Sonos Ray is the entry point at roughly 200-£220. It is mainly a compact 2.0 TV-audio and Sonos ecosystem bar, so the buyer is paying for app control, Wi-Fi playback, AirPlay, dialogue enhancement, and room calibration rather than Atmos or a large speaker array.
Sonos Beam Gen 2 moves the range to about £430 and is the main compact Atmos step-up. This tier adds eARC, Dolby Atmos, voice assistant support, and a 5.0 layout, so it is much more technically complete than Ray while still staying relatively small.
Sonos Arc and Arc Ultra occupy the premium tier at roughly 700-£950. The main decision is between Arc's wider 5.0.2 layout and Arc Ultra's much larger 9.1.4 specification. Extra subwoofer or rear-speaker hardware should be treated as a separate system cost.
How do Sonos soundbars compare with Bose models?
Sonos soundbars are usually stronger than Bose models for Wi-Fi multiroom audio and top-end channel layout, while Bose has a broader spread of simpler compact TV bars and Bluetooth-focused options.
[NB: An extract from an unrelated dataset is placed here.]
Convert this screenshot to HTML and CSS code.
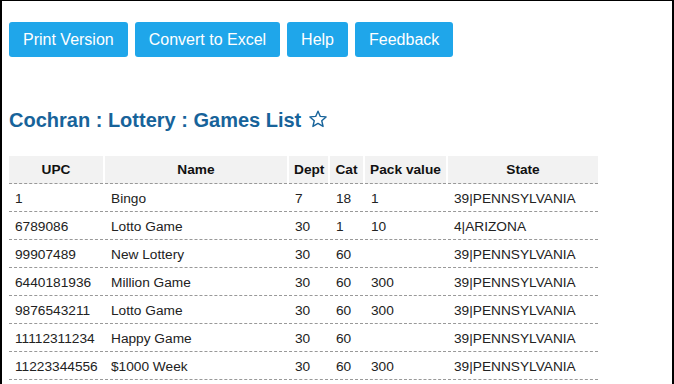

At the entry level, Sonos Ray competes most directly with Bose Solo and Bose TV Speaker models. Ray is more connected through the Sonos app, Wi-Fi, AirPlay, and room calibration, while Bose has more simple low-cost TV-speaker replacement options.
In the middle of the range, Sonos Beam Gen 2 compares with Bose Smart Soundbar 600. Both are compact Atmos-oriented bars, but Sonos is more tied to the Sonos ecosystem, while Bose leans more toward Bose voice/control features and a broader Smart Soundbar ladder.
At the premium end, Sonos Arc and Arc Ultra compete with Bose Smart Soundbar 900 and Smart Ultra Soundbar. Sonos reaches a higher 9.1.4 channel layout with Arc Ultra, while Bose tops out at 5.1.2 in the comparable range. If the soundbar will become part of a whole-home speaker system, Sonos usually has the cleaner ecosystem advantage; if simple Bluetooth TV use matters more, Bose can be easier to justify.
What should you consider while choosing the best Sonos soundbar?
The main things to check while choosing the best Sonos soundbar are as follows.
- Model tier: Compare Ray, Beam Gen 2, Arc, and Arc Ultra as different technical levels, not just different sizes. Ray is a 2.0 entry bar, Beam Gen 2 is the compact Atmos and eARC model, Arc is the wider 5.0.2 premium bar, and Arc Ultra is the 9.1.4 flagship option. Choose the tier by TV size, Atmos needs, and how ambitious the overall system will be.
- Channel layout: The channel layout changes sharply across Sonos models. Ray is mainly a front-stage upgrade, Beam Gen 2 moves to 5.0, Arc adds height-channel structure with 5.0.2, and Arc Ultra reaches 9.1.4. If film immersion matters, the jump from Ray to Beam or Arc is more important than small convenience-feature differences.
- HDMI level: eARC is available on the stronger Sonos models and matters for cleaner TV integration and Atmos handling. Ray is the model to treat more carefully because it is the basic entry option and does not sit in the same HDMI tier as Beam, Arc, or Arc Ultra. For a main living-room TV, eARC should be one of the first specs to confirm.
- Atmos support: Dolby Atmos is not universal across Sonos soundbars. Beam Gen 2, Arc, and Arc Ultra support Atmos, while Ray should be treated as a non-Atmos TV-audio bar. If height effects are important, compare Beam against Arc and Arc Ultra by both Atmos support and channel layout, not by Atmos support alone.
- Control features: Compare app control, AirPlay, room calibration, voice assistant support, and Bluetooth across the exact Sonos model. Ray keeps the connected basics but skips voice assistant support, while Beam Gen 2, Arc, and Arc Ultra add a more complete smart-control package. If you want hands-free control or more advanced setup tuning, this feature split matters more than the Sonos name alone.
- Cabinet size: Sonos bars differ a lot in physical scale, and the step from Beam to Arc or Arc Ultra is not minor. A compact bar is easier to place under a smaller TV, while Arc-class models make more sense under larger screens and wider furniture. Width should be checked before moving to the premium tier.
- Speech versus cinema focus: Ray and Beam Gen 2 make more sense if you want a compact everyday TV bar with cleaner dialogue and simpler placement, while Arc and Arc Ultra are the stronger choices if the goal is bigger front-stage scale and more immersive film playback. This is a real model split inside Sonos and should be decided early.